Astronomers Find New Planet That Could Support Life - Spokane, North Idaho News & Weather KHQ.com

Astronomers Find New Planet That Could Support Life

USATODAY.COM - Astronomers unveiled a new candidate Wednesday in their search for an Earth-like planet outside our solar system in a "habitable" zone, one just right for conditions that could support life.

"This is the most Goldilocks planet yet found," says team co-leader Paul Butler of the Carnegie Institution of Washington (D.C.) "Not too hot for liquid water, and not too cold."
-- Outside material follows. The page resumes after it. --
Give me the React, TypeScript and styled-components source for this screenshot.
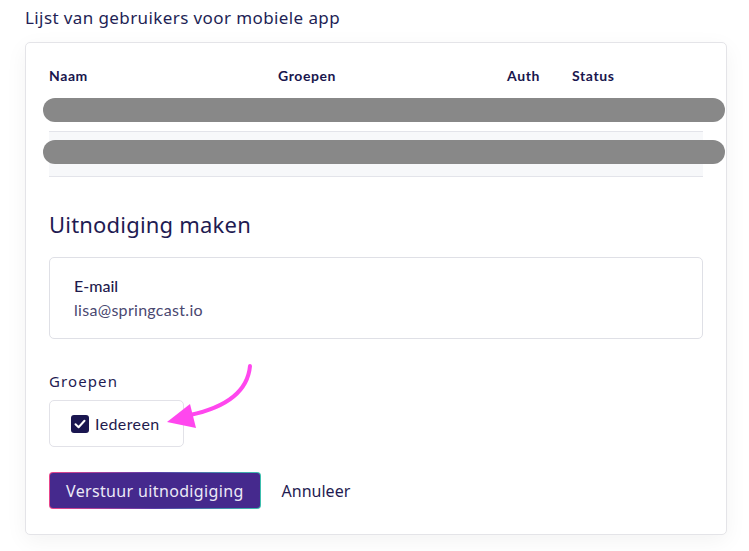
import React from "react";
import styled, { createGlobalStyle } from "styled-components";

const GlobalStyle = createGlobalStyle`
  html, body { margin: 0; padding: 0; background: #ffffff; }
  body { font-family: Lato, "Noto Sans", sans-serif; color: #1d1a4e; }
  * { box-sizing: border-box; }
`;

const Page = styled.div`
  padding: 8px 22px 16px 25px;
  width: 749px;
`;

const PageTitle = styled.h2`
  margin: 0 0 14px 0;
  font-family: "Noto Sans", sans-serif;
  font-weight: 400;
  font-size: 17px;
  line-height: 20px;
  letter-spacing: 0.4px;
  color: #231f55;
`;

const Card = styled.section`
  background: #fff;
  border: 1px solid #e4e4e8;
  border-radius: 5px;
  box-shadow: 0 6px 22px rgba(0, 0, 0, 0.05);
  padding: 23px 23px 25px 23px;
`;

const Table = styled.div`
  display: flex;
  flex-direction: column;
`;

const HeaderRow = styled.div`
  display: grid;
  grid-template-columns: 229px 229px 65px 1fr;
  height: 20px;
  font-family: Lato, sans-serif;
  font-weight: 700;
  font-size: 14px;
  line-height: 20px;
  letter-spacing: 0.6px;
  color: #19164d;
`;

const Row = styled.div<{ $alt?: boolean; $h: number }>`
  position: relative;
  height: ${(p) => p.$h}px;
  border-bottom: 1px solid #e3e4ea;
  background: ${(p) => (p.$alt ? "#f7f8fa" : "#ffffff")};
`;

const Redaction = styled.div<{ $top: number }>`
  position: absolute;
  left: -6px;
  right: -22px;
  top: ${(p) => p.$top}px;
  height: 24px;
  border-radius: 12px;
  background: #888888;
`;

const SectionTitle = styled.h3`
  margin: 33px 0 19px 0;
  font-family: "Noto Sans", sans-serif;
  font-weight: 400;
  font-size: 22px;
  line-height: 28px;
  letter-spacing: 0.2px;
  color: #1f1b52;
`;

const FieldBox = styled.div`
  border: 1px solid #dfe0e6;
  border-radius: 5px;
  padding: 17px 24px 17px 24px;
  display: flex;
  flex-direction: column;
  gap: 2px;
`;

const FieldLabel = styled.div`
  font-size: 16px;
  line-height: 22px;
  font-weight: 500;
  color: #1f1b4d;
`;

const FieldValue = styled.div`
  font-size: 16px;
  line-height: 22px;
  font-weight: 400;
  letter-spacing: 0.3px;
  color: #4a4870;
`;

const GroupLabel = styled.div`
  margin: 31px 0 8px 0;
  font-family: "Noto Sans", sans-serif;
  font-size: 15px;
  line-height: 22px;
  letter-spacing: 1.1px;
  color: #1f1b52;
`;

const GroupWrap = styled.div`
  position: relative;
`;

const CheckOption = styled.label`
  display: inline-flex;
  align-items: center;
  gap: 6px;
  border: 1px solid #e2e2e8;
  border-radius: 5px;
  width: 135px;
  height: 47px;
  padding: 0 0 0 21px;
  font-size: 16px;
  letter-spacing: 0.4px;
  color: #1f1b4d;
`;

const CheckBox = styled.span`
  width: 18px;
  height: 18px;
  border-radius: 3px;
  background: #1a1650;
  display: inline-flex;
  align-items: center;
  justify-content: center;
`;

const Arrow = styled.svg`
  position: absolute;
  left: 111px;
  top: -40px;
  overflow: visible;
`;

const Actions = styled.div`
  display: flex;
  align-items: center;
  gap: 21px;
  margin-top: 25px;
`;

const PrimaryButton = styled.button`
  height: 37px;
  padding: 0 16px;
  border-radius: 4px;
  border: 1px solid transparent;
  background: linear-gradient(#45298d, #45298d) padding-box,
    linear-gradient(90deg, #e8458b, #5a3ca8 50%, #3cbfae) border-box;
  color: #ece9f7;
  font-family: "Noto Sans", sans-serif;
  font-size: 16px;
  letter-spacing: 0.35px;
  cursor: pointer;
`;

const LinkButton = styled.button`
  border: none;
  background: none;
  padding: 0;
  font-family: "Noto Sans", sans-serif;
  font-size: 16px;
  letter-spacing: 0;
  color: #1f1b52;
  cursor: pointer;
`;

export default function App() {
  return (
    <>
      <GlobalStyle />
      <Page>
        <PageTitle>Lijst van gebruikers voor mobiele app</PageTitle>
        <Card>
          <Table>
            <HeaderRow>
              <span>Naam</span>
              <span>Groepen</span>
              <span>Auth</span>
              <span>Status</span>
            </HeaderRow>
            <Row $h={46}>
              <Redaction $top={12} />
            </Row>
            <Row $alt $h={45}>
              <Redaction $top={8} />
            </Row>
          </Table>

          <SectionTitle>Uitnodiging maken</SectionTitle>

          <FieldBox>
            <FieldLabel>E-mail</FieldLabel>
            <FieldValue>lisa@springcast.io</FieldValue>
          </FieldBox>

          <GroupLabel>Groepen</GroupLabel>
          <GroupWrap>
            <CheckOption>
              <CheckBox>
                <svg width="12" height="10" viewBox="0 0 12 10">
                  <path
                    d="M1.5 5.2 L4.6 8.2 L10.5 1.8"
                    fill="none"
                    stroke="#ffffff"
                    strokeWidth="2"
                    strokeLinecap="round"
                    strokeLinejoin="round"
                  />
                </svg>
              </CheckBox>
              Iedereen
            </CheckOption>
            <Arrow width="100" height="75" viewBox="0 0 100 75">
              <path
                d="M90 6 C 88 28, 72 46, 30 55"
                fill="none"
                stroke="#ff47ee"
                strokeWidth="4"
                strokeLinecap="round"
              />
              <polygon points="7,62 30,44 36,68" fill="#ff47ee" />
            </Arrow>
          </GroupWrap>

          <Actions>
            <PrimaryButton>Verstuur uitnodigiging</PrimaryButton>
            <LinkButton>Annuleer</LinkButton>
          </Actions>
        </Card>
      </Page>
    </>
  );
}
Dubbed Gliese 581g, the planet is about 120 trillion miles away, circling a red dwarf star, according to a forthcoming report in The Astrophysical Journal. One face of the world is gravitationally locked to face its star, trapped in perpetual sunlight with the far side in perpetual darkness, says the report. Impossible to determine with present telescopes, life there would enjoy a permanent sunset (or sunrise) in a ring stretching from pole to pole, says study co-leader Steven Vogt of the University of California-Santa Cruz.

Smaller than our sun, the star Gliese 581 has five other planets beside Gliese 581g, which has a "year" of just under 37 days for each orbit of its star. All six planets were discovered through observations of the back-and-forth gravitational wobbles they induce on the star, as were most of the roughly 400 planets that have been detected orbiting nearby stars since 1995. Astronomers have reported other planets in the "habitable" zones of their stars since then, but Gliese 581g looks like the best fit yet for a place where life as we know it would thrive.

"It would be a great planet if you liked sunsets," says MIT planetary scientist Sara Seager, who was not part of the study. "What's exciting is this one turned up so close, and so soon, which means there must be many more."